John H. Kelleher was born on December 28th, 1937 in Newark, New Jersey. He passed on December 27th, 2021
John had a lifelong career in the laundry and dry cleaning industry. In 1958 he started his career repairing washers in laundromats for Cosmopolitan Equipment in Flatbush, New York.
In 1962 he moved on to work for a pressing company called Forse, which is now known as Forenta. He started as a repairman, later was an installerand eventually became a demonstrator of pressing and finishing at trade shows. In 1964 Forenta moved him into a sales position. In 1966 Forenta relocated him out to California to be the West Coast sales rep. Soon thereafter, his territory expanded to nearly the whole nation and Canada.
John received many sales awards with Forenta. However, due to the introduction of permanent press in 1970, the dry cleaning industry declined and Forenta had to let their best salesman go. With three little children, and no one hiring because of the decline in the industry, John decided to bet on himself. He rented a little warehouse in Southern California and opened his own business. Against all odds, he retired decades later as one of the most successful and influential figures in dry cleaning history.
John imported the very first dry cleaning machine from Italy. When the industry was set against the idea of an Italian machine, John — in typical fashion — committed to his vision and forged on. Obstacles did not mean much to John H. Kelleher. Today, Italian machines are the most widely used in the United States. With little formal education, John showed the skill of an engineer and pioneered several ground breaking cleaning technologies. His influence lives on in plants all over the world.

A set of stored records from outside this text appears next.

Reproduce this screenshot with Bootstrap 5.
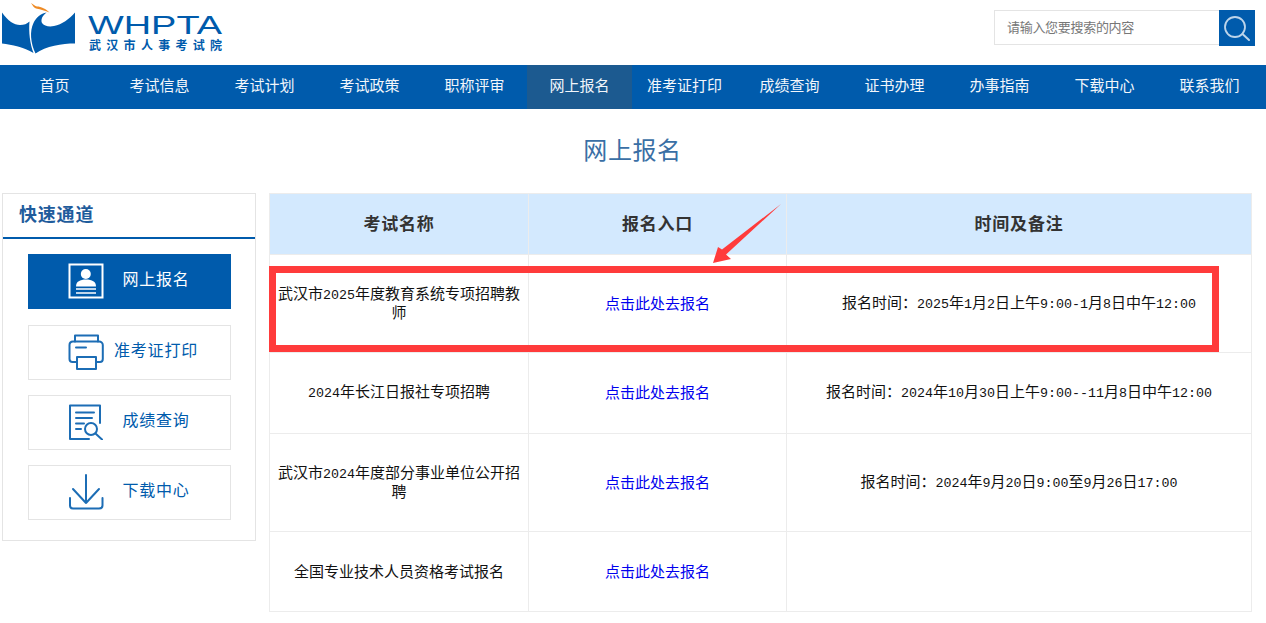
<!DOCTYPE html>
<html lang="zh-CN">
<head>
<meta charset="utf-8">
<title>网上报名</title>
<link href="https://cdn.jsdelivr.net/npm/bootstrap@5.3.0/dist/css/bootstrap.min.css" rel="stylesheet">
<style>
:root{--wh-blue:#005bac;--wh-line:#e4e4e4;}
html,body{height:623px;overflow:hidden;}
body{font-family:"Noto Sans CJK SC","Liberation Sans",sans-serif;font-size:15px;color:#111;background:#fff;}
.site-wrap{width:1260px;margin-left:2px;}
.site-head{height:65px;}
.logo-svg{width:224px;height:56px;display:block;}
.logo-cn{font-size:12px;font-weight:700;fill:#005bac;letter-spacing:5.300px;}
.logo-en{font-family:"Liberation Sans",sans-serif;font-size:25px;fill:#005bac;}
.search-box{margin-top:10px;margin-right:7px;height:36px;}
.search-input{width:225px;height:35px;border:1px solid var(--wh-line);border-right:0;border-radius:0;padding:0 12px 3px;font-size:13px;letter-spacing:-.3px;background:#fff;outline:0;}
.search-input::placeholder{color:#777;opacity:1;}
.search-btn{width:36px;height:36px;background:var(--wh-blue);border:0;padding:0;display:block;}
.main-nav{height:44px;background:var(--wh-blue);}
.main-nav-in{width:1260px;margin-left:2px;}
.nav-entry{width:105px;height:44px;line-height:40px;text-align:center;color:#f2f6fb;font-size:15px;text-decoration:none;display:block;}
.nav-entry.is-on{background:#1c5a90;}
.page-title{font-size:24px;line-height:34px;color:#3a6fa5;text-align:center;margin:23px 0 27px;font-weight:400;letter-spacing:.6px;padding-left:1px;}
.side-panel{width:254px;height:348px;border:1px solid var(--wh-line);flex:none;}
.side-title{height:45px;border-bottom:2px solid var(--wh-blue);padding-left:16px;font-size:18px;line-height:39px;font-weight:700;color:#1f5c9c;letter-spacing:.8px;margin:0;}
.side-list{padding:15px 24px 0 25px;gap:15px;}
.side-btn{height:55px;border:1px solid var(--wh-line);color:var(--wh-blue);font-size:16px;text-decoration:none;padding:0 0 2px 39px;}
.side-btn.is-on{background:var(--wh-blue);border-color:var(--wh-blue);color:#fff;margin-bottom:1px;}
.side-icon{width:36px;height:36px;flex:none;display:block;}
.side-label{width:102px;flex:none;text-align:center;white-space:nowrap;letter-spacing:.8px;margin:0 0 6px 1px;}
.ico-s{fill:none;stroke:#1c6db5;stroke-width:2;stroke-linecap:round;stroke-linejoin:round;}
.content-col{margin-left:13px;width:983px;position:relative;}
.table.exam-table{width:982px;table-layout:fixed;margin:0;--bs-table-bg:transparent;--bs-table-color:#111;}
.table.exam-table>:not(caption)>*>*{border:1px solid #ececec;text-align:center;vertical-align:middle;padding:0 7px 3px;line-height:17px;font-weight:400;box-shadow:none;}
.table.exam-table>thead>tr>th{background:#d3e9fe;font-size:17px;font-weight:700;color:#333;letter-spacing:.8px;height:61px;padding-bottom:4px;}
.exam-table a{color:#0000ee;text-decoration:none;}
.w-a{width:259px}.w-b{width:258px}.w-c{width:465px}
.r-a{height:98px}.r-b{height:81px}.r-c{height:80px}
.digit{font-family:"Liberation Mono",monospace;font-size:13.33px;line-height:1;}
.red-box{position:absolute;left:0;top:73px;width:950px;height:86px;border:7px solid #ff3b3b;pointer-events:none;}
.red-arrow{position:absolute;left:441px;top:7px;width:75px;height:66px;display:block;}
</style>
</head>
<body>
<div class="site-wrap">
  <header class="site-head d-flex justify-content-between">
    <a class="d-block text-decoration-none" href="#">
      <svg class="logo-svg" viewBox="2 0 224 56" aria-label="WHPTA 武汉市人事考试院" role="img">
        <path fill="#ee8b26" d="M31 3C33 6 34 8 36 8.500C41 9.500 45 10.500 49.500 12.500C46 9 41 6.500 37 6.500C35 6 33 4 31 3Z"/>
        <path fill="#005bac" d="M2 12.500C8 21 14 25 20 25C24 25 27 24 29.500 21.500C28.500 32 30 44 33.500 53C24 47 12 45 2 43.500Z"/>
        <path fill="#005bac" d="M35.500 53.500C30.500 43 29.500 31 33.500 23C36 17.500 41 13.500 46.500 12.500C42.500 15.500 40.500 19.500 42 23C44 26 49 27 54 26C62 24.500 69 19 75 12.500L75 43.500C62 43.500 46 46 35.500 53.500Z"/>
        <text class="logo-en" x="88" y="33.500" textLength="134" lengthAdjust="spacingAndGlyphs">WHPTA</text>
        <text class="logo-cn" x="89" y="50">武汉市人事考试院</text>
      </svg>
    </a>
    <form class="search-box d-flex align-items-start" onsubmit="return false">
      <input class="search-input" type="text" placeholder="请输入您要搜索的内容">
      <button class="search-btn" type="button" aria-label="搜索">
        <svg width="36" height="36" viewBox="0 0 36 36" class="d-block"><circle cx="16" cy="17" r="10" fill="none" stroke="#bcd4ea" stroke-width="1.800"/><path d="M23.500 24L30 30" stroke="#bcd4ea" stroke-width="2" stroke-linecap="round"/></svg>
      </button>
    </form>
  </header>
</div>
<nav class="main-nav">
  <div class="main-nav-in d-flex">
    <a class="nav-entry" href="#">首页</a>
    <a class="nav-entry" href="#">考试信息</a>
    <a class="nav-entry" href="#">考试计划</a>
    <a class="nav-entry" href="#">考试政策</a>
    <a class="nav-entry" href="#">职称评审</a>
    <a class="nav-entry is-on" href="#">网上报名</a>
    <a class="nav-entry" href="#">准考证打印</a>
    <a class="nav-entry" href="#">成绩查询</a>
    <a class="nav-entry" href="#">证书办理</a>
    <a class="nav-entry" href="#">办事指南</a>
    <a class="nav-entry" href="#">下载中心</a>
    <a class="nav-entry" href="#">联系我们</a>
  </div>
</nav>
<div class="site-wrap">
  <h1 class="page-title">网上报名</h1>
  <main class="d-flex align-items-start">
    <aside class="side-panel">
      <h2 class="side-title">快速通道</h2>
      <div class="side-list d-flex flex-column">
        <a class="side-btn is-on d-flex align-items-center" href="#">
          <svg class="side-icon" viewBox="0 0 36 36">
            <rect x="1.500" y="1.500" width="33" height="33" fill="none" stroke="#fff" stroke-width="2"/>
            <circle cx="17.800" cy="11" r="5" fill="#fff"/>
            <path fill="#fff" d="M8 23.500C8 18.500 12 16.500 18 16.500C24 16.500 28 18.500 28 23.500Z"/>
            <path d="M8 26H28M8 30H28" stroke="#fff" stroke-width="1.500"/>
          </svg>
          <span class="side-label">网上报名</span>
        </a>
        <a class="side-btn d-flex align-items-center" href="#">
          <svg class="side-icon" viewBox="0 0 36 36">
            <path class="ico-s" d="M8 28H4.500C2.500 28 1.500 27 1.500 25V11C1.500 9 3 7.500 5 7.500H31C33 7.500 34.800 9 34.800 11V25C34.800 27 33.500 28 32 28H29"/>
            <path class="ico-s" d="M7 7.500V1.500H30V7.500M9 23H28V35H9ZM8 13.500H18"/>
          </svg>
          <span class="side-label">准考证打印</span>
        </a>
        <a class="side-btn d-flex align-items-center" href="#">
          <svg class="side-icon" viewBox="0 0 36 36">
            <path class="ico-s" d="M21 35H2V1.500H32V19"/>
            <path class="ico-s" d="M8 8.500H26M8 14H24M8 19.500H16M8 25H13"/>
            <circle class="ico-s" cx="23" cy="25" r="6"/>
            <path class="ico-s" d="M27.500 29.500L34 35.500"/>
          </svg>
          <span class="side-label">成绩查询</span>
        </a>
        <a class="side-btn d-flex align-items-center" href="#">
          <svg class="side-icon" viewBox="0 0 36 36">
            <path class="ico-s" d="M18 1V29M5 15L18 29L31 15"/>
            <path class="ico-s" d="M2 24V31.500C2 33.500 3 34.500 5 34.500H31C33 34.500 34.500 33.500 34.500 31.500V24"/>
          </svg>
          <span class="side-label">下载中心</span>
        </a>
      </div>
    </aside>
    <section class="content-col">
      <table class="table exam-table">
        <colgroup><col class="w-a"><col class="w-b"><col class="w-c"></colgroup>
        <thead>
          <tr><th>考试名称</th><th>报名入口</th><th>时间及备注</th></tr>
        </thead>
        <tbody>
          <tr class="r-a">
            <td>武汉市<span class="digit">2025</span>年度教育系统专项招聘教师</td>
            <td><a href="#">点击此处去报名</a></td>
            <td>报名时间：<span class="digit">2025</span>年<span class="digit">1</span>月<span class="digit">2</span>日上午<span class="digit">9:00-1</span>月<span class="digit">8</span>日中午<span class="digit">12:00</span></td>
          </tr>
          <tr class="r-b">
            <td><span class="digit">2024</span>年长江日报社专项招聘</td>
            <td><a href="#">点击此处去报名</a></td>
            <td>报名时间：<span class="digit">2024</span>年<span class="digit">10</span>月<span class="digit">30</span>日上午<span class="digit">9:00--11</span>月<span class="digit">8</span>日中午<span class="digit">12:00</span></td>
          </tr>
          <tr class="r-a">
            <td>武汉市<span class="digit">2024</span>年度部分事业单位公开招聘</td>
            <td><a href="#">点击此处去报名</a></td>
            <td>报名时间：<span class="digit">2024</span>年<span class="digit">9</span>月<span class="digit">20</span>日<span class="digit">9:00</span>至<span class="digit">9</span>月<span class="digit">26</span>日<span class="digit">17:00</span></td>
          </tr>
          <tr class="r-c">
            <td>全国专业技术人员资格考试报名</td>
            <td><a href="#">点击此处去报名</a></td>
            <td></td>
          </tr>
        </tbody>
      </table>
      <div class="red-box"></div>
      <svg class="red-arrow" viewBox="710 200 75 66" aria-hidden="true">
        <polygon fill="#ff3b3b" points="713,263 731,259 726,254.500 781,204 722,249.500 718,247"/>
      </svg>
    </section>
  </main>
</div>
<script src="https://cdn.jsdelivr.net/npm/bootstrap@5.3.0/dist/js/bootstrap.bundle.min.js"></script>
</body>
</html>
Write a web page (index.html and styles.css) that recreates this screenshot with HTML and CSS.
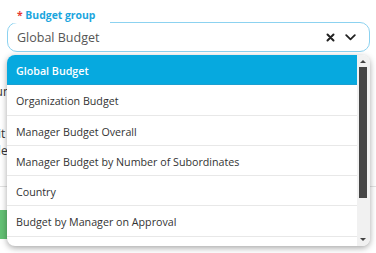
FILE: index.html
```html
<!DOCTYPE html>
<html lang="en">
<head>
  <meta charset="UTF-8">
  <meta name="viewport" content="width=device-width, initial-scale=1">
  <title>Budget group</title>
  <link rel="stylesheet" href="styles.css">
</head>
<body>
  <div class="page">
    <div class="field">
      <label class="field_label"><span class="req">*</span> Budget group</label>
      <span class="field_value">Global Budget</span>
      <span class="field_icons">
        <svg class="ico" width="9" height="9" viewBox="0 0 9 9"><path d="M1.5 1.5 L7.5 7.5 M7.5 1.5 L1.5 7.5" stroke="#222" stroke-width="2" stroke-linecap="round"/></svg>
        <svg class="ico" width="11" height="7" viewBox="0 0 11 7"><path d="M1.2 1.2 L5.5 5.4 L9.8 1.2" fill="none" stroke="#222" stroke-width="1.8" stroke-linecap="round" stroke-linejoin="round"/></svg>
      </span>
    </div>

    <!-- form behind the open menu -->
    <div class="behind">
      <div class="behind_line l1">Sum</div>
      <div class="behind_line l2">Edit</div>
      <div class="behind_line l3">Ade</div>
      <div class="behind_rule"></div>
      <div class="behind_btn"></div>
    </div>

    <div class="menu">
      <ul class="menu_list">
        <li class="menu_item active">Global Budget</li>
        <li class="menu_item">Organization Budget</li>
        <li class="menu_item">Manager Budget Overall</li>
        <li class="menu_item">Manager Budget by Number of Subordinates</li>
        <li class="menu_item">Country</li>
        <li class="menu_item">Budget by Manager on Approval</li>
        <li class="menu_item">Budget by Country</li>
      </ul>
      <div class="scroll">
        <span class="arrow up"></span>
        <span class="thumb"></span>
        <span class="arrow down"></span>
      </div>
    </div>
  </div>
</body>
</html>
```

FILE: styles.css
```css
*{
  box-sizing: border-box;
  margin: 0;
  padding: 0;
}
body{
  background: #fff;
  font-family: "Open Sans", "Noto Sans", sans-serif;
  color: #333;
}
.page{
  position: relative;
  width: 376px;
  height: 253px;
  overflow: hidden;
}

.field{
  position: relative;
  display: flex;
  align-items: center;
  margin: 22px 6px 0 7px;
  height: 30px;
  border: 1px solid #8cd2f0;
  border-radius: 10px;
  padding: 0 13px 0 9px;
}
.field_label{
  position: absolute;
  top: -16px;
  left: 3px;
  background: #fff;
  padding: 0 15px 0 6px;
  font-size: 10.4px;
  font-weight: 700;
  line-height: 16px;
  color: #1ba6de;
}
.req{
  color: #e53935;
}
.field_value{
  flex: 1;
  font-size: 12.5px;
  color: #555;
}
.field_icons{
  display: flex;
  align-items: center;
  gap: 10px;
}
.ico{
  display: block;
}

.behind{
  font-size: 12px;
  color: #333;
}
.behind_line{
  height: 16px;
  line-height: 16px;
}
.l1{ margin-top: 32px; margin-left: -11px; }
.l2{ margin-top: 26px; margin-left: -16px; }
.l3{ margin-top: 1px; margin-left: -14px; }
.behind_rule{
  margin-top: 27px;
  height: 1px;
  background: #e2e2e2;
}
.behind_btn{
  margin-top: 23px;
  width: 60px;
  height: 29px;
  background: #63c174;
}

.menu{
  position: absolute;
  top: 55px;
  left: 7px;
  width: 363px;
  height: 191px;
  display: flex;
  background: #fff;
  border-radius: 8px;
  overflow: hidden;
  box-shadow: 0 2px 6px rgba(0,0,0,0.35);
}
.menu_list{
  flex: 1;
  list-style: none;
}
.menu_item{
  height: 30.3px;
  line-height: 28px;
  padding: 2px 0 0 9px;
  font-size: 10.7px;
  color: #333;
  border-bottom: 1px solid #e8e8e8;
  white-space: nowrap;
}
.menu_item.active{
  background: #06a9df;
  color: #fff;
  font-weight: 600;
  border-bottom-color: #1b9fd0;
}
.scroll{
  position: relative;
  width: 13px;
  background: #f1f1f1;
}
.thumb{
  position: absolute;
  top: 12px;
  left: 2px;
  width: 8px;
  height: 131px;
  background: #454545;
}
.arrow{
  position: absolute;
  left: 3px;
  width: 0;
  height: 0;
  border-left: 3px solid transparent;
  border-right: 3px solid transparent;
}
.arrow.up{
  top: 5px;
  border-bottom: 3px solid #444;
}
.arrow.down{
  bottom: 5px;
  border-top: 3px solid #444;
}
```
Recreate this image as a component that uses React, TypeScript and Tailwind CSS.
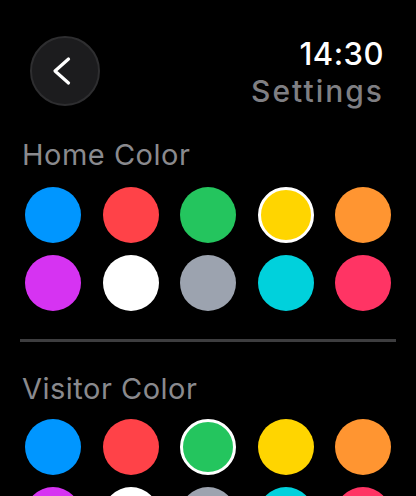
import { useState } from 'react'

const COLORS = [
  '#0096ff',
  '#ff4248',
  '#24c55e',
  '#ffd500',
  '#ff9531',
  '#d633f2',
  '#ffffff',
  '#9ca3af',
  '#00d1dc',
  '#ff3464',
]

const Swatch = ({ color, selected, onClick }: { color: string; selected: boolean; onClick: () => void }) => (
  <button
    type="button"
    onClick={onClick}
    className={`h-14 w-14 shrink-0 rounded-full ${selected ? 'border-[3px] border-white' : ''}`}
    style={{ backgroundColor: color }}
    aria-label={color}
  />
)

const ColorSection = ({
  title,
  value,
  onChange,
  tight = false,
}: {
  title: string
  value: number
  onChange: (index: number) => void
  tight?: boolean
}) => (
  <section className="px-5">
    <h2 className="px-[2px] text-[29px] leading-[36px] tracking-[0.5px] text-[#8a8a8e]">{title}</h2>
    <div className={`${tight ? 'mt-[12px]' : 'mt-[14px]'} flex flex-col gap-3 px-[5px]`}>
      {[COLORS.slice(0, 5), COLORS.slice(5)].map((row, rowIndex) => (
        <div key={rowIndex} className="flex justify-between">
          {row.map((color, i) => {
            const index = rowIndex * 5 + i
            return <Swatch key={color} color={color} selected={index === value} onClick={() => onChange(index)} />
          })}
        </div>
      ))}
    </div>
  </section>
)

export default function App() {
  const [home, setHome] = useState(3)
  const [visitor, setVisitor] = useState(2)

  return (
    <div
      className="h-[496px] w-[416px] overflow-hidden bg-black text-white"
      style={{ fontFamily: 'Inter, "Noto Sans", sans-serif' }}
    >
      <header className="flex items-start justify-between pl-[30px] pr-[32px] pt-[36px]">
        <button
          type="button"
          className="flex h-[70px] w-[70px] items-center justify-center rounded-full border-2 border-[#2e2e30] bg-[#1c1c1e]"
          aria-label="Back"
        >
          <svg width="20" height="30" viewBox="0 0 20 30" fill="none" className="-ml-[6px]">
            <path d="M16.5 3 L3 15 L16.5 27" stroke="white" strokeWidth="3.2" strokeLinecap="round" strokeLinejoin="round" />
          </svg>
        </button>
        <div className="flex flex-col items-end">
          <span className="text-[31px] font-medium leading-[36px] tracking-[0.5px]">14:30</span>
          <span className="mt-[1px] text-[30px] font-medium leading-[36px] tracking-[2px] text-[#7f7f83]">
            Settings
          </span>
        </div>
      </header>

      <main className="mt-[28px]">
        <ColorSection title="Home Color" value={home} onChange={setHome} />
        <div className="mx-5 mt-[28px] h-[3px] bg-[#3d3d3f]" />
        <div className="mt-[29px]">
          <ColorSection title="Visitor Color" value={visitor} onChange={setVisitor} tight />
        </div>
      </main>
    </div>
  )
}
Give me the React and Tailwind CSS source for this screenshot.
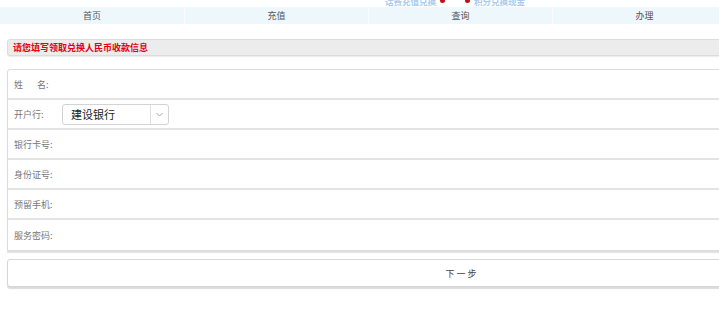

John was an avid supporter of the dry cleaning industry, always participating in trade associations. His involvement in trade shows, and flair for the bravado in his display designs, are legendary. He endlessly donated his time and talent to all who needed it.
Even as his health declined, John loved helping people over the phone fix their equipment. He always gave everyone his home number and shared his wisdom up until his last days.
On the personal side, John loved dogs, especially his late Schnoodle Kobe. He was a die-hard Laker fan, loved his boat and fishingand lived to decorate his house for Christmas. Christmas was the time of his life. For many years he dressed every night of the Season as Santa and gave out candy canes in front of his home on Naples Island. He won many Christmas decorating contests.
John is survived by his beloved wife, Diane, his dog Margo along with four children, seven grandchildren one great grandson.